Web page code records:

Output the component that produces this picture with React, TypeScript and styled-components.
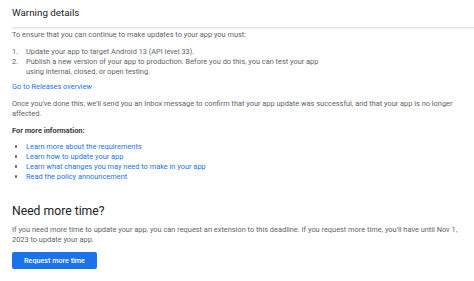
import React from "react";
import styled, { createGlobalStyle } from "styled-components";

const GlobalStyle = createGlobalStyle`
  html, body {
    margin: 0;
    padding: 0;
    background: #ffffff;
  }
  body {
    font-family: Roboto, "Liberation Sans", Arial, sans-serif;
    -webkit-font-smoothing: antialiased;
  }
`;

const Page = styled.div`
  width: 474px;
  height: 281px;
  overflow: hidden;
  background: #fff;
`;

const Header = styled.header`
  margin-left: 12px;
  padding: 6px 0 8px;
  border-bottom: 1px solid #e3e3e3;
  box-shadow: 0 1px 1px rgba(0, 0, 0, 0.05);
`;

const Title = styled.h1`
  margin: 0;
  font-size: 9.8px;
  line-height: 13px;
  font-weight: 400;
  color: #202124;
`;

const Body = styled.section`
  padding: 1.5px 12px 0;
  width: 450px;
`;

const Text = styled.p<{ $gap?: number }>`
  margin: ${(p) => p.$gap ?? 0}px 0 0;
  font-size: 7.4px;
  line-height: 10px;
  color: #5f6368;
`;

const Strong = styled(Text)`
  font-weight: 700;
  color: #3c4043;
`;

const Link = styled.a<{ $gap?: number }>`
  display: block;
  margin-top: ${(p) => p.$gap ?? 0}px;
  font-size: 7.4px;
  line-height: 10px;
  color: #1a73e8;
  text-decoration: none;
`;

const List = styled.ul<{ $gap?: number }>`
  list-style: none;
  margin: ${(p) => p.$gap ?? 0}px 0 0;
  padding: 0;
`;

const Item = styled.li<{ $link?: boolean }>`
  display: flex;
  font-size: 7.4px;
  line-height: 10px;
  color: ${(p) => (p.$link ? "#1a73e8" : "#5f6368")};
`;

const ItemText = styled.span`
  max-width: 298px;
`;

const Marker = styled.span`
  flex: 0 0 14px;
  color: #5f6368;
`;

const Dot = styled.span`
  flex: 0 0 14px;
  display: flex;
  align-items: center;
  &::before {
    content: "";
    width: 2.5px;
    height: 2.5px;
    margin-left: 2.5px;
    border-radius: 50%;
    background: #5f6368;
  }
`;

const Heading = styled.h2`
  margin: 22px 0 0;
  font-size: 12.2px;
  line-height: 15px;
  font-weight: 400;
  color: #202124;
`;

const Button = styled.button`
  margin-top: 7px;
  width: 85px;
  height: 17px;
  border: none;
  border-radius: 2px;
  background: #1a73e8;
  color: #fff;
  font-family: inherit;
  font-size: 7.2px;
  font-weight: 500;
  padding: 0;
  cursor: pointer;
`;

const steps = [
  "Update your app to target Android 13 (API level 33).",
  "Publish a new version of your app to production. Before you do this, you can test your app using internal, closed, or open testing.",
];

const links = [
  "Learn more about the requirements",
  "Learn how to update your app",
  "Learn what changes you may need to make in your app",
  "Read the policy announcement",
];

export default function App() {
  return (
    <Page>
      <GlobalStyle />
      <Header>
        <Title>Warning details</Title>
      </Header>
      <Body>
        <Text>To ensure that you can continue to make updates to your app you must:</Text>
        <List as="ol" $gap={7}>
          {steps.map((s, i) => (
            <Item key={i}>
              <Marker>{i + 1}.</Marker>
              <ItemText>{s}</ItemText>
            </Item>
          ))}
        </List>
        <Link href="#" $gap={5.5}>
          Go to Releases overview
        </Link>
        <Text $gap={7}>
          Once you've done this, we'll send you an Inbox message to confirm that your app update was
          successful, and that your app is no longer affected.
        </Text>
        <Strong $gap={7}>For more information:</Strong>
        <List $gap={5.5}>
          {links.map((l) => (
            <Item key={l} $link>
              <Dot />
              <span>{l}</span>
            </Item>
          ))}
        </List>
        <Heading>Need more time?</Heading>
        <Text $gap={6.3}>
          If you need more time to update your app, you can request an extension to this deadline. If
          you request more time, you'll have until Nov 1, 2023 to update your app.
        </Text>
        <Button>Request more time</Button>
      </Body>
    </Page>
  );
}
---
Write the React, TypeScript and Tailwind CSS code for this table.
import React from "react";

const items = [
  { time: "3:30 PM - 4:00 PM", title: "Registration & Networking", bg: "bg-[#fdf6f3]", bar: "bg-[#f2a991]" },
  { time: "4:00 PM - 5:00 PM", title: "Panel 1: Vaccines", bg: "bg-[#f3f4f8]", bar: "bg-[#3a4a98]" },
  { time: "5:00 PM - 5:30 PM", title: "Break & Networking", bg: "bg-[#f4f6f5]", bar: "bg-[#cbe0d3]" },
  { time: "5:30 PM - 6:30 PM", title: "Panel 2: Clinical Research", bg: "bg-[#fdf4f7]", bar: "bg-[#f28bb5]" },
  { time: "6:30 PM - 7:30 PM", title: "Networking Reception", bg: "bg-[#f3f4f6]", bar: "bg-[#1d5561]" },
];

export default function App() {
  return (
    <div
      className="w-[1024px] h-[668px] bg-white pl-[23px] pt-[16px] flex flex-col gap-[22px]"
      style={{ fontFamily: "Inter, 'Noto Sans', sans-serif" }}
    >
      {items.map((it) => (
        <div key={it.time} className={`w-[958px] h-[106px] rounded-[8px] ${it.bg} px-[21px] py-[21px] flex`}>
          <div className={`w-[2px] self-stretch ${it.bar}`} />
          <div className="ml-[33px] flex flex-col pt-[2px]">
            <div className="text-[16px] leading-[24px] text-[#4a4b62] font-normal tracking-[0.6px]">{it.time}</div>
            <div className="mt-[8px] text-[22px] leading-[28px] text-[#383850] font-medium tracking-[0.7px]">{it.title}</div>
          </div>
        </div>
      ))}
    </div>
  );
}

Goal - Report each line in the preceding entries that holds the string "React".

Result for this exercise -
Output the component that produces this picture with React, TypeScript and styled-components.
import React from "react";
Write the React, TypeScript and Tailwind CSS code for this table.
import React from "react";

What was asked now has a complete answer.